Sunday, January 31, 2016

Tasting in Spain January 2016: 1. Madrid and Ribera del Duero

On my admittedly self-indulgent visit to Madrid for two months, I have determined to do a reasonable amount of tasting Spanish wines. They are so much more affordable here than in the US. This is different from French wines, which are generally little or no less expensive in France, perhaps because they have more of a world-wide market than Spanish wines. In any case, on my first full day in Madrid I purchased several bottles from Bodega Privada (online sales only, delivery for 6 Euros) at 1/3-2/3 less than US prices, followed a few days later by my visit to Bodega Santa Cecilia, one of my favorite wine shops in all the world. There I snagged 3 bottles of my favorite grenache wine, Alto Moncayo Alto Moncayo 2013 (also tasted at my Durham tasting in early January before I left) and a couple other gems at steep discount. And because of a slight mixup on the order they gave me a complementary tasting and tapas at their lovely wine bar. A wine bar that serves some superb Spanish wines, so I couldn't help adding on to my order a glass of Finca Dofi 2013. A great Priorat winery, but apparently not a great year for them judging by the tasting--89 points.

This was followed last week by a journey to Asturias, Cantabria (north and northwest of Spain), and Ribera del Duero where I had wonderful private tastings at Bodegas Vizcarra (famed for $20 in US "Pruno" which Parker keeps overrating at 93-94 points; it's $12 here) and Emilio Moro, which produces my current favorite Ribera, Malleolus. I found out that word means something like "little vineyard plot." I do think this trip solidified my sense that I like Ribera a bit better than Rioja. Not to say I don't love me some Rioja (see below). Tastings were private because I was the only tourist around midweek in late January. Also visited the ridge-top fort or castle at Penafiel, quite a dramatic place.
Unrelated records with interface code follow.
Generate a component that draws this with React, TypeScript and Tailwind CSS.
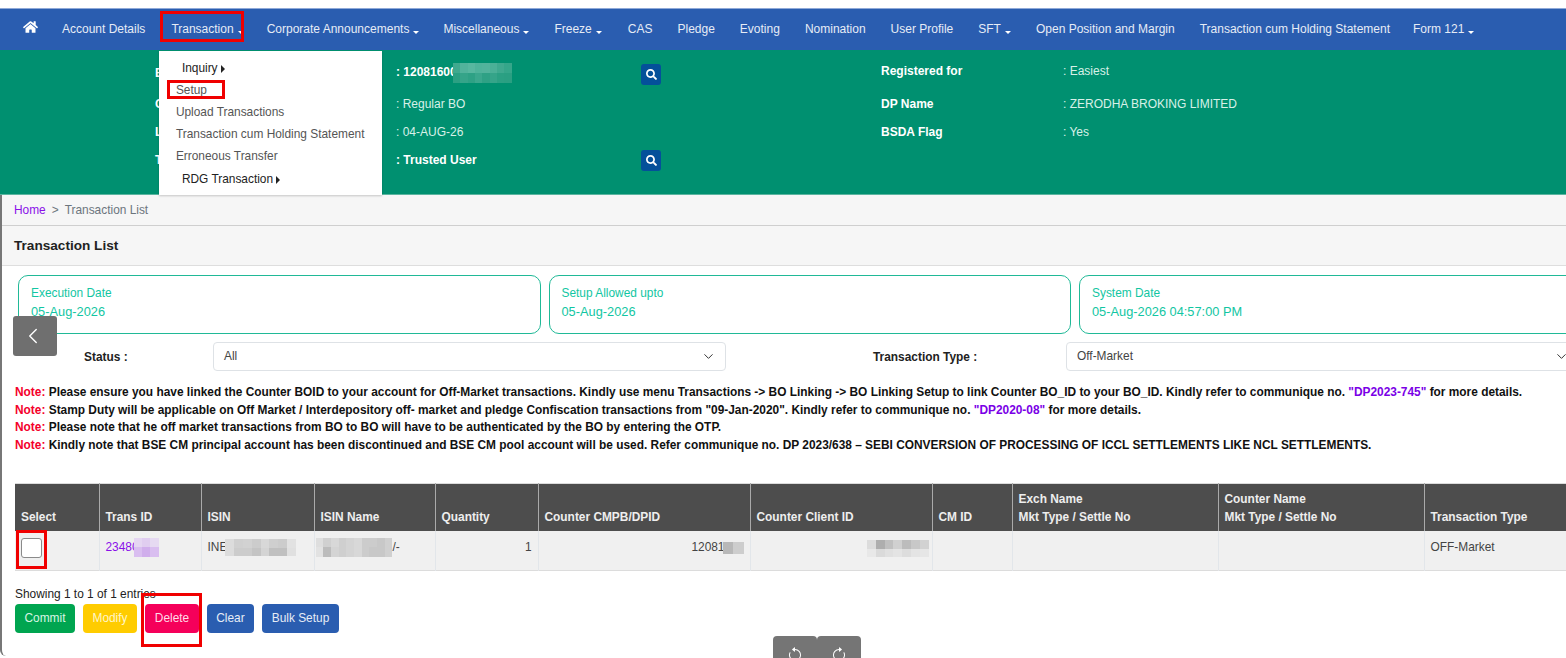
import React from "react";
import { FaHome, FaSearch } from "react-icons/fa";
import { BsArrowClockwise, BsArrowCounterclockwise } from "react-icons/bs";
import { ChevronLeft, ChevronDown } from "lucide-react";

const Caret = ({ right }: { right?: boolean }) =>
  right ? (
    <span className="ml-[3px] inline-block h-0 w-0 border-y-[4px] border-l-[4px] border-y-transparent border-l-[#222] align-[-1px]" />
  ) : (
    <span className="ml-[4px] inline-block h-0 w-0 border-x-[3px] border-t-[3px] border-x-transparent border-t-white align-[-1px]" />
  );

const Mosaic = ({ cols, cell, rowH, colors, className }: { cols: number; cell: number; rowH: number; colors: string[]; className?: string }) => (
  <span
    className={"relative inline-grid align-middle " + (className ?? "")}
    style={{ gridTemplateColumns: `repeat(${cols}, ${cell}px)`, gridAutoRows: `${rowH}px` }}
  >
    {colors.map((c, i) => (
      <span key={i} style={{ backgroundColor: c }} />
    ))}
  </span>
);

const navItems: { t: string; c?: boolean; m: string }[] = [
  { t: "Corporate Announcements", c: true, m: "mr-[24px]" },
  { t: "Miscellaneous", c: true, m: "mr-[25px]" },
  { t: "Freeze", c: true, m: "mr-[26px]" },
  { t: "CAS", m: "mr-[25px]" },
  { t: "Pledge", m: "mr-[25px]" },
  { t: "Evoting", m: "mr-[25px]" },
  { t: "Nomination", m: "mr-[25px]" },
  { t: "User Profile", m: "mr-[25px]" },
  { t: "SFT", c: true, m: "mr-[25px]" },
  { t: "Open Position and Margin", m: "mr-[25px]" },
  { t: "Transaction cum Holding Statement", m: "mr-[23px]" },
  { t: "Form 121", c: true, m: "mr-[25px]" },
];

const Menu = () => (
  <div className="absolute left-[-12px] top-[31px] z-20 flex h-[144px] w-[223px] flex-col bg-white pt-[5.5px] text-[11.9px] leading-[22.2px] text-[#555] shadow-[0_1px_2px_rgba(0,0,0,0.2)]">
    <div className="pl-[22.5px] text-[#222]">Inquiry<Caret right /></div>
    <div className="relative pl-[16.5px]">
      Setup
      <span className="absolute left-[8px] top-[1px] h-[19px] w-[58px] border-[3px] border-[#f00000]" />
    </div>
    <div className="pl-[16.5px]">Upload Transactions</div>
    <div className="pl-[16.5px]">Transaction cum Holding Statement</div>
    <div className="pl-[16.5px]">Erroneous Transfer</div>
    <div className="pl-[22.5px] text-[#222]">RDG Transaction<Caret right /></div>
  </div>
);

const Nav = () => (
  <nav className="flex h-[42px] items-center border-t border-[#8fa9d8] bg-[#2a5db0] pb-[1px] pl-[23px] text-[12px] text-[#e6ecf6]">
    <FaHome className="mr-[24px] h-[14px] w-[15px] -translate-y-[2px] text-white" />
    <span className="mr-[26px]">Account Details</span>
    <span className="relative mr-[23px] whitespace-nowrap">
      Transaction<Caret />
      <span className="absolute left-[-11px] top-[-9px] h-[31px] w-[84px] border-[3px] border-[#f00000]" />
      <Menu />
    </span>
    {navItems.map(({ t, c, m }) => (
      <span key={t} className={"whitespace-nowrap " + m}>
        {t}
        {c && <Caret />}
      </span>
    ))}
  </nav>
);

const SearchBtn = ({ className }: { className: string }) => (
  <span className={"flex h-[21px] w-[20px] items-center justify-center rounded-[3px] bg-[#04509a] " + className}>
    <FaSearch className="h-[11px] w-[11px] text-white" />
  </span>
);

const Info = () => (
  <section className="grid h-[145px] grid-cols-[155px_241px_245px_240px_182px_1fr] grid-rows-[32px_29px_27px_29px] content-start items-center border-b border-[#5bb5a0] bg-[#009070] pt-[7px] text-[12px] text-[#d8f0e8]">
    <div />
    <div className="font-bold text-white">B</div>
    <div className="font-bold text-white">
      <span className="whitespace-nowrap">: 12081600
        <Mosaic
          cols={8}
          cell={7.4}
          rowH={10}
          className="-ml-[4px]"
          colors={["#3fa98f", "#52b39c", "#58b7a0", "#4fb39b", "#52b39c", "#4bb097", "#3fa98f", "#35a68a", "#2ba083", "#35a489", "#2ea185", "#3aa78d", "#2ea185", "#35a489", "#2ba083", "#2a9f82"]}
        />
      </span>
    </div>
    <div><SearchBtn className="translate-y-[1px]" /></div>
    <div className="-translate-y-[2px] font-bold text-white">Registered for</div>
    <div className="-translate-y-[2px]">: Easiest</div>

    <div className="col-start-2 font-bold text-white">C</div>
    <div>: Regular BO</div>
    <div />
    <div className="font-bold text-white">DP Name</div>
    <div>: ZERODHA BROKING LIMITED</div>

    <div className="col-start-2 font-bold text-white">L</div>
    <div>: 04-AUG-26</div>
    <div />
    <div className="font-bold text-white">BSDA Flag</div>
    <div>: Yes</div>

    <div className="col-start-2 font-bold text-white">T</div>
    <div className="font-bold text-white">: Trusted User</div>
    <div><SearchBtn className="translate-y-[1px]" /></div>
  </section>
);

const Card = ({ label, value }: { label: string; value: string }) => (
  <div className="flex h-[59px] w-[522.5px] flex-none flex-col rounded-[10px] border border-[#20b997] pl-[12px] pt-[9px] text-[#12c6a2]">
    <div className="text-[11.9px] leading-[16px]">{label}</div>
    <div className="mt-[2px] text-[12.8px] leading-[18px]">{value}</div>
  </div>
);

const Select = ({ value }: { value: string }) => (
  <div className="flex h-[29px] w-[513px] flex-none items-center justify-between rounded-[4px] border border-[#dee2e6] bg-white pl-[10px] pr-[9px] text-[11.9px] text-[#444]">
    <span>{value}</span>
    <ChevronDown className="h-[15px] w-[15px] text-[#333]" strokeWidth={1.6} />
  </div>
);

const Note = ({ children }: { children: React.ReactNode }) => (
  <p className="whitespace-nowrap">
    <span className="text-[#f4002b]">Note:</span> {children}
  </p>
);

const Notes = () => (
  <div className="ml-[13px] mt-[13px] text-[11.9px] font-bold leading-[17.7px] text-[#111]">
    <Note>
      Please ensure you have linked the Counter BOID to your account for Off-Market transactions. Kindly use menu Transactions -&gt; BO Linking -&gt; BO Linking Setup to link Counter BO_ID to your BO_ID. Kindly refer to communique no. <span className="text-[#7a00e6]">"DP2023-745"</span> for more details.
    </Note>
    <Note>
      Stamp Duty will be applicable on Off Market / Interdepository off- market and pledge Confiscation transactions from "09-Jan-2020". Kindly refer to communique no. <span className="text-[#7a00e6]">"DP2020-08"</span> for more details.
    </Note>
    <Note>Please note that he off market transactions from BO to BO will have to be authenticated by the BO by entering the OTP.</Note>
    <Note>
      Kindly note that BSE CM principal account has been discontinued and BSE CM pool account will be used. Refer communique no. DP 2023/638 – SEBI CONVERSION OF PROCESSING OF ICCL SETTLEMENTS LIKE NCL SETTLEMENTS.
    </Note>
  </div>
);

const Th = ({ children, className }: { children: React.ReactNode; className?: string }) => (
  <th className={"h-[48px] border-x border-[#aaaaaa] px-[6px] pb-[5px] align-bottom text-left text-[11.9px] font-bold leading-[18px] text-[#eeeeee] " + (className ?? "")}>{children}</th>
);

const Td = ({ children, className }: { children?: React.ReactNode; className?: string }) => (
  <td className={"h-[39px] overflow-visible border-x border-[#e2e6ea] px-[6px] pb-[5px] align-middle text-[11.9px] " + (className ?? "text-[#444]")}>{children}</td>
);

const Table = () => (
  <table className="ml-[13px] mt-[28px] w-[1700px] table-fixed border-collapse border-y border-[#dcdcdc]">
    <colgroup>
      <col className="w-[84px]" />
      <col className="w-[102px]" />
      <col className="w-[113px]" />
      <col className="w-[121px]" />
      <col className="w-[103px]" />
      <col className="w-[212px]" />
      <col className="w-[182px]" />
      <col className="w-[80px]" />
      <col className="w-[206px]" />
      <col className="w-[206px]" />
      <col className="w-[291px]" />
    </colgroup>
    <thead className="bg-[#4d4d4d]">
      <tr>
        <Th className="border-l-0">Select</Th>
        <Th>Trans ID</Th>
        <Th>ISIN</Th>
        <Th>ISIN Name</Th>
        <Th>Quantity</Th>
        <Th>Counter CMPB/DPID</Th>
        <Th>Counter Client ID</Th>
        <Th>CM ID</Th>
        <Th>Exch Name<br />Mkt Type / Settle No</Th>
        <Th>Counter Name<br />Mkt Type / Settle No</Th>
        <Th>Transaction Type</Th>
      </tr>
    </thead>
    <tbody className="bg-[#f0f0f0]">
      <tr>
        <td className="relative h-[39px] align-top">
          <span className="absolute left-[6px] top-[7px] h-[20px] w-[21px] rounded-[3px] border border-[#8a8a8a] bg-white" />
          <span className="absolute left-[1px] top-[-1px] h-[39px] w-[31px] border-[3px] border-[#f00000]" />
        </td>
        <Td className="text-[#8a10e8]">
          <span className="whitespace-nowrap">23480
            <Mosaic cols={3} cell={8.4} rowH={9.5} className="-top-[1px] -ml-[5px]" colors={["#e5d6f2", "#e0cdf0", "#e6daf2", "#d9bef0", "#d0aeec", "#d9bef0"]} />
          </span>
        </Td>
        <Td>
          <span className="whitespace-nowrap">INE
            <Mosaic cols={8} cell={8.8} rowH={8.5} className="-ml-[2px]" colors={["#dcdcdc", "#d0d0d0", "#d2d2d2", "#cccccc", "#d8d8d8", "#cfcfcf", "#cccccc", "#e2e2e2", "#dcdcdc", "#cccccc", "#cccccc", "#c4c4c4", "#d4d4d4", "#c0c0c0", "#c0c0c0", "#e0e0e0"]} />
          </span>
        </Td>
        <Td>
          <span className="whitespace-nowrap">
            <Mosaic cols={10} cell={7.7} rowH={9.5} className="-top-[1px] -ml-[5px]" colors={["#dedede", "#d0d0d0", "#d8d8d8", "#cfcfcf", "#d4d4d4", "#d8d8d8", "#cccccc", "#cccccc", "#c8c8c8", "#d0d0d0", "#e2e2e2", "#bcbcbc", "#d4d4d4", "#cfcfcf", "#d4d4d4", "#d8d8d8", "#cccccc", "#c8c8c8", "#c8c8c8", "#d0d0d0"]} />/-
          </span>
        </Td>
        <Td className="text-right text-[#444]">1</Td>
        <Td className="text-right text-[#444]">
          <span className="whitespace-nowrap">12081
            <Mosaic cols={2} cell={10.5} rowH={12} className="-ml-[2px]" colors={["#b8b8b8", "#cdcdcd"]} />
          </span>
        </Td>
        <Td className="text-right text-[#444]">
          <span className="whitespace-nowrap">
            <Mosaic cols={7} cell={8.8} rowH={8.5} className="top-[1px] -mr-[3px]" colors={["#dcdcdc", "#aeaeae", "#c0c0c0", "#d0d0d0", "#bcbcbc", "#c8c8c8", "#d2d2d2", "#e8e8e8", "#dadada", "#e0e0e0", "#e4e4e4", "#dddddd", "#e4e4e4", "#e6e6e6"]} />
          </span>
        </Td>
        <Td />
        <Td />
        <Td />
        <Td>OFF-Market</Td>
      </tr>
    </tbody>
  </table>
);

const Btn = ({ children, className }: { children: React.ReactNode; className: string }) => (
  <button className={"flex h-[29px] items-center justify-center rounded-[4px] pt-[1px] text-[11.9px] " + className}>{children}</button>
);

const Actions = () => (
  <div className="ml-[13px]">
    <div className="mt-[16px] text-[11.9px] leading-[15px] text-[#222]">Showing 1 to 1 of 1 entries</div>
    <div className="mt-[2px] flex gap-[8px]">
      <Btn className="w-[60px] bg-[#00a550] text-[#d8f5e4]">Commit</Btn>
      <Btn className="w-[54px] bg-[#ffcc00] text-[#fff6c9]">Modify</Btn>
      <span className="relative">
        <Btn className="w-[54px] bg-[#f5005a] text-[#ffdce8]">Delete</Btn>
        <span className="absolute left-[-4px] top-[-11px] h-[54px] w-[61px] border-[3px] border-[#f00000]" />
      </span>
      <Btn className="w-[47px] bg-[#2a5db0] text-[#e6ecf6]">Clear</Btn>
      <Btn className="w-[77px] bg-[#2a5db0] text-[#e6ecf6]">Bulk Setup</Btn>
    </div>
  </div>
);

export default function App() {
  return (
    <div className="relative h-[658px] w-[1566px] overflow-hidden bg-white font-['Liberation_Sans',Arial,sans-serif]">
      <div className="h-[8px]" />
      <Nav />
      <Info />
      <main className="h-[461px] rounded-bl-[6px] border-l-2 border-[#777]">
        <div className="flex h-[31px] items-center border-b border-[#cfcfcf] bg-[#f6f6f6] pl-[12px] pt-[2px] text-[11.9px] text-[#6c757d]">
          <span className="text-[#8a10e8]">Home</span>
          <span className="mx-[6px]">&gt;</span>
          <span>Transaction List</span>
        </div>
        <div className="flex h-[40px] items-center border-b border-[#dedede] bg-[#f6f6f6] pl-[12px] pt-[2px] text-[13.6px] font-bold text-[#222]">Transaction List</div>
        <div className="ml-[16px] mt-[9px] flex gap-[8px]">
          <Card label="Execution Date" value="05-Aug-2026" />
          <Card label="Setup Allowed upto" value="05-Aug-2026" />
          <Card label="System Date" value="05-Aug-2026 04:57:00 PM" />
        </div>
        <div className="mt-[8px] flex items-center">
          <div className="w-[211px] flex-none translate-y-[1px] pl-[82px] text-[11.9px] font-bold text-[#222]">Status :</div>
          <Select value="All" />
          <div className="w-[340px] flex-none translate-y-[1px] pl-[147px] text-[11.9px] font-bold text-[#222]">Transaction Type :</div>
          <Select value="Off-Market" />
        </div>
        <Notes />
        <Table />
        <Actions />
      </main>
      <button className="absolute left-[13px] top-[316px] z-10 flex h-[40px] w-[44px] items-center justify-center rounded-[3px] bg-[#6f6f6f]">
        <ChevronLeft className="h-[26px] w-[26px] -translate-x-[2px] text-white" strokeWidth={1.3} />
      </button>
      <div className="absolute left-[773px] top-[636px] z-10 flex">
        <button className="flex h-[40px] w-[44px] justify-center rounded-[4px] bg-[#757575] pt-[11px]">
          <BsArrowCounterclockwise className="h-[16px] w-[16px] text-white" />
        </button>
        <button className="flex h-[40px] w-[44px] justify-center rounded-[4px] bg-[#757575] pt-[11px]">
          <BsArrowClockwise className="h-[16px] w-[16px] text-white" />
        </button>
      </div>
    </div>
  );
}
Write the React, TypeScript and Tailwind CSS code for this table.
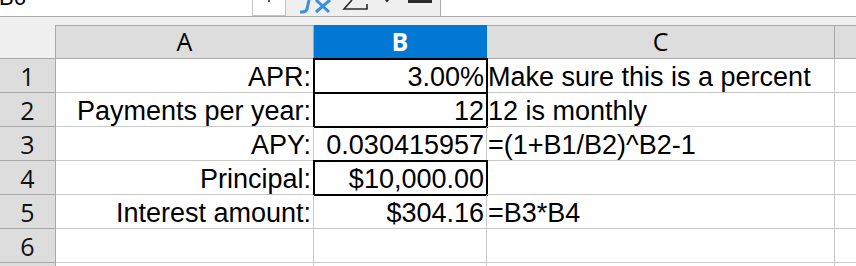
import React from "react";

type Row = {
    label: string;
    value: string;
    note: string;
    boxed?: boolean;
};

const rows: Row[] = [
    {label: "APR:", value: "3.00%", note: "Make sure this is a percent", boxed: true},
    {label: "Payments per year:", value: "12", note: "12 is monthly", boxed: true},
    {label: "APY:", value: "0.030415957", note: "=(1+B1/B2)^B2-1"},
    {label: "Principal:", value: "$10,000.00", note: "", boxed: true},
    {label: "Interest amount:", value: "$304.16", note: "=B3*B4"},
    {label: "", value: "", note: ""},
    {label: "", value: "", note: ""},
];

const cell = "h-[34px] border-r border-b border-[#c8c8c8] flex items-end leading-[30px] whitespace-nowrap overflow-visible";
const header = "h-[34px] border-t border-r border-b border-[#a9a9a9] bg-[#dddddd] flex items-end justify-center leading-[33px] font-['Open_Sans',sans-serif] text-[25px]";

function FormulaBar() {
    return (
        <div className="flex h-[17px] border-b border-[#a9a9a9] bg-[#efefef]">
            <div className="w-[252px] bg-white overflow-hidden">
                <div className="-mt-[13px] -ml-[1px] text-[22px] leading-none text-black">B6</div>
            </div>
            <div className="w-[34px] h-[16px] bg-white border-l border-r border-b border-[#c4c4c4] flex justify-center">
                <div className="w-[2px] h-[2px] bg-[#555]"></div>
            </div>
            {/* toolbar icons, only their lower part is on screen */}
            <div className="w-[154px] h-[16px]">
                <svg width="154" height="16" viewBox="0 0 154 16">
                    <path d="M23 0 L21 9 Q20 12 16.5 12 L14 12" stroke="#3c8fdc" strokeWidth="3" fill="none" />
                    <path d="M30 0 L43 12 M44 0 L30 12" stroke="#3c8fdc" strokeWidth="3" fill="none" />
                    <path d="M66 0 L58 9 L81 9 L81 4" stroke="#2b2b2b" strokeWidth="1.6" fill="none" />
                    <polygon points="99,0 103,0 101,2.5" fill="#222" />
                    <rect x="122" y="0" width="24" height="3" fill="#2b2b2b" />
                </svg>
            </div>
            <div className="flex-1 h-[16px] bg-white border-l border-[#a9a9a9]"></div>
        </div>
    );
}

export default function App() {
    return (
        <div className="w-[856px] h-[266px] overflow-hidden bg-white text-black font-['Liberation_Sans',Arial,sans-serif]">
            <FormulaBar />
            <div className="h-[8px] bg-[#efefef]"></div>
            <div className="grid grid-cols-[56px_258px_173px_348px_1fr]">
                <div className="h-[34px] border-r border-b border-[#a9a9a9] bg-[#efefef]"></div>
                <div className={header}>A</div>
                <div className="h-[34px] border-t border-r border-b border-[#0078d4] bg-[#0078d4] text-white font-bold flex items-end justify-center leading-[33px] font-['Open_Sans',sans-serif] text-[25px]">B</div>
                <div className={header}>C</div>
                <div className="h-[34px] border-t border-b border-[#a9a9a9] bg-[#dddddd]"></div>

                {rows.map((row, i) => (
                    <React.Fragment key={i}>
                        <div className="h-[34px] border-r border-b border-[#a9a9a9] bg-[#dddddd] flex items-end justify-center leading-[32px] font-['Open_Sans',sans-serif] text-[25px] text-[#111]">
                            {i < 6 ? i + 1 : ""}
                        </div>
                        <div className={`${cell} justify-end pr-[2px] text-[27px]`}>{row.label}</div>
                        <div className={`${cell} justify-end pr-[2px] text-[27px] ${row.boxed ? "outline-2 outline-black -outline-offset-1" : ""}`}>
                            {row.value}
                        </div>
                        <div className={`${cell} pl-[1px] text-[27px]`}>{row.note}</div>
                        <div className="h-[34px] border-b border-[#c8c8c8]"></div>
                    </React.Fragment>
                ))}
            </div>
        </div>
    );
}
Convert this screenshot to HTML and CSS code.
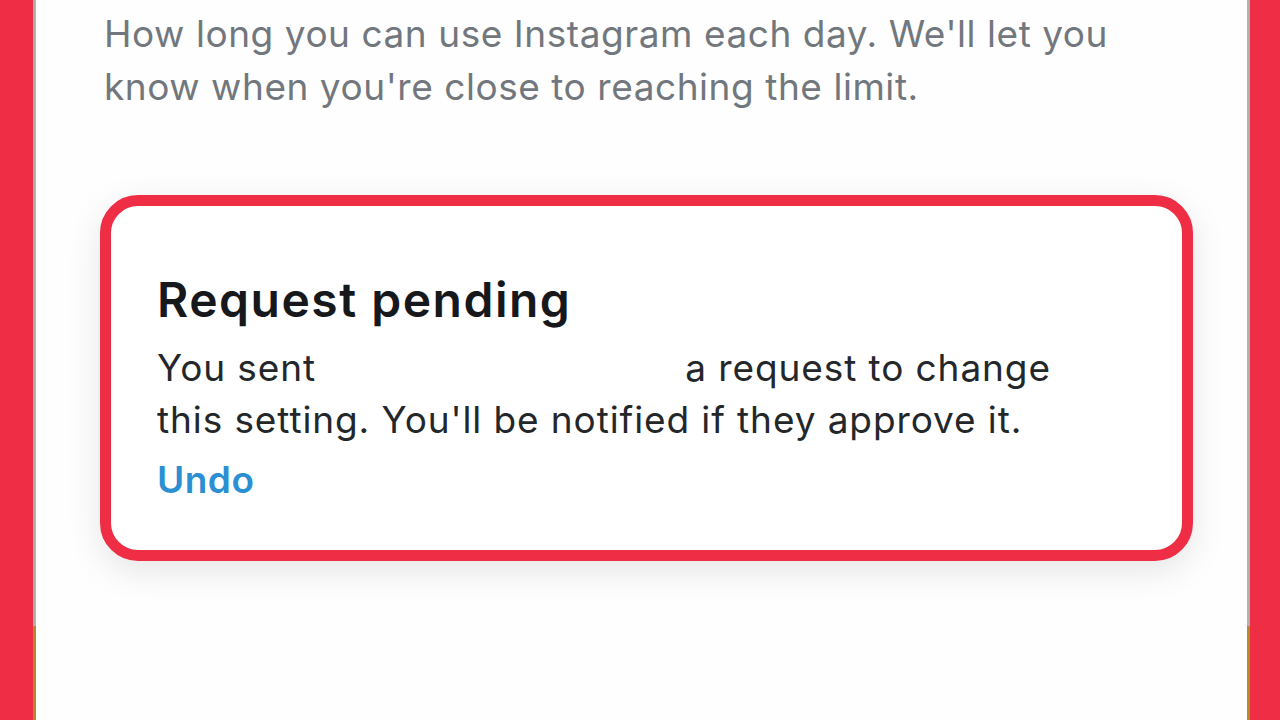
FILE: index.html
```html
<!DOCTYPE html>
<html lang="en">
<head>
    <meta charset="UTF-8">
    <meta name="viewport" content="width=device-width, initial-scale=1.0">
    <title>Daily limit - Request pending</title>
    <link rel="stylesheet" href="styles.css">
</head>
<body>
    <div class="frame-side left"></div>
    <div class="frame-line"></div>
    <main class="screen">
        <p class="intro">How long you can use Instagram each day. We'll let you<br>know when you're close to reaching the limit.</p>

        <div class="highlight">
            <div class="notice">
                <h2>Request pending</h2>
                <p class="notice-text">You sent <span class="redacted"></span>a request to change<br>this setting. You'll be notified if they approve it.</p>
                <a class="undo" href="#">Undo</a>
            </div>
        </div>
    </main>
    <div class="frame-line"></div>
    <div class="frame-side right"></div>
</body>
</html>
```

FILE: styles.css
```css
html, body {
    height: 100%;
}
body {
    margin: 0;
    display: flex;
    overflow: hidden;
    font-family: Inter, Roboto, 'Noto Sans', sans-serif;
    background-color: #fefefe;
}
.frame-side {
    background-color: #ef2e46;
}
.frame-side.left {
    width: 33px;
}
.frame-side.right {
    width: 30px;
}
.frame-line {
    width: 3px;
    background: linear-gradient(to bottom, #b3b0ad 0, #b3b0ad 626px, #b8892e 626px);
}
.screen {
    flex: 1;
    background-color: #fefefe;
    padding-left: 64px;
}
.intro {
    margin: 7px 0 0 4px;
    font-size: 37px;
    line-height: 53px;
    letter-spacing: 0.55px;
    color: #72777d;
}
.highlight {
    box-sizing: border-box;
    width: 1093px;
    margin-top: 82px;
    border: 11px solid #ef2e46;
    border-radius: 38px;
    background-color: #ffffff;
    box-shadow: 0 10px 34px rgba(0, 0, 0, 0.10);
}
.notice {
    padding: 66px 46px 44px;
}
.notice h2 {
    margin: 0 0 14px;
    font-size: 48px;
    line-height: 56px;
    font-weight: 600;
    letter-spacing: 1.5px;
    color: #16181b;
}
.notice-text {
    margin: 0 0 8px;
    font-size: 37px;
    line-height: 52px;
    letter-spacing: 0.9px;
    color: #24272a;
}
.redacted {
    display: inline-block;
    width: 358px;
}
.undo {
    display: block;
    font-size: 37px;
    line-height: 52px;
    font-weight: 600;
    letter-spacing: 0.5px;
    color: #2a8fd3;
    text-decoration: none;
}
```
Notes on the Emilio Moro tasting:

Tasting 3 levels of wine at Emilio Moro: all excellent. Naia Restaurant serves Resalso by the glass for a song

Resalso 2014: Lightest in color, lowest in body and finish, less distinctively varietal. A bit of cherry soda on nose. No tannin, some alcohol on nose, pleasant medium finish. Citrus comes out with air on nose, maybe cotton candy. Very revealing to have this alongside the other two for tasting. 87 points. Resalso comes from young vines and recent vintage and tasting the other two alongside, from 2013 and 2011 and older vines, is instructive. Emilio Moro 2013: Bigger, deeper nose, slightly darker. Notable anise and spice with vanilla in background as in the cherry. There is definite tannin and acid on the finish. Tannins though are pretty round. With air it opens to give more oaky or vanilla nose. Nicely balanced and very pleasant now, better in a year or two. With more airing, more caramel and mint overtones, and rounder on palate, with longer but not terribly complex finish. 90 points. 2011 Malleolus: Huge increase in darkness and depth of nose. Anise plus more complex spices, vanilla. Fruit tones shade more toward plum here, with cherry and caramel. On palate round tannins but quite pronounced. Fruit and acid in nice balance carrying a medium long finish. Nose is classic winery smell of oak and fermented grapes. Wonderful silky mouth feel but with need of some age to soften tannins. I'd say give it 2-3 years. With more air, more complex nose develops. The impression is of high quality wine, from older vines, carefully crafted. Could not be mistaken for a Rhone or a Bordeaux or a Priorat. And is more elegant than most Riojas. There is a slight hint of sherry here, I guess or prune-type ripeness, but nicely integrated with the rest of the flavors and aromas. Might be a slight hint of citrus here too, and some forest floor, spice and mint coming on with more airing--even some sandalwood incense. 93 points.

From Vizcarra, the 2014 Pruno is a solid wine with some real character and deserves 89 points. The Vizcarra is significantly better, 91 points, but a clear step behind Malleolus.

At this moment I'm sitting on my 8th floor rooftop terrace looking west over Madrid. It's a clear day and I can actually see a bit of mountain at the far horizon. But on the whole the weather has been much cloudier than during my stay in 2012. Anyhow, I've just opened a bottle of La Rioja Alta Rioja 904, vintage 2005 which is the most recent release--they usually keep them for 10 years before releasing, and only make it, their Gran Reserva, in the best years. The nose is superb: creme de cassis and cherry vanilla with a hint of mint, exotic spices and flowers. The tannins are mostly resolved so it's indeed at its peak right now though will last a while with its nice balance of fruit, acid, alcohol and remaining tannin. I'd call it medium body, with a long balanced finish. The color is beautiful, purple with the brick colored rim denoting maturity. Sitting on my terrace drinking great Spanish wine: this was my dream that led me to come here for the winter. Enjoying also Flor d'Esgueva cheese, which is local to the Ribera area, a low lactose sheep's milk cheese featuring a nice tangy crumbly taste.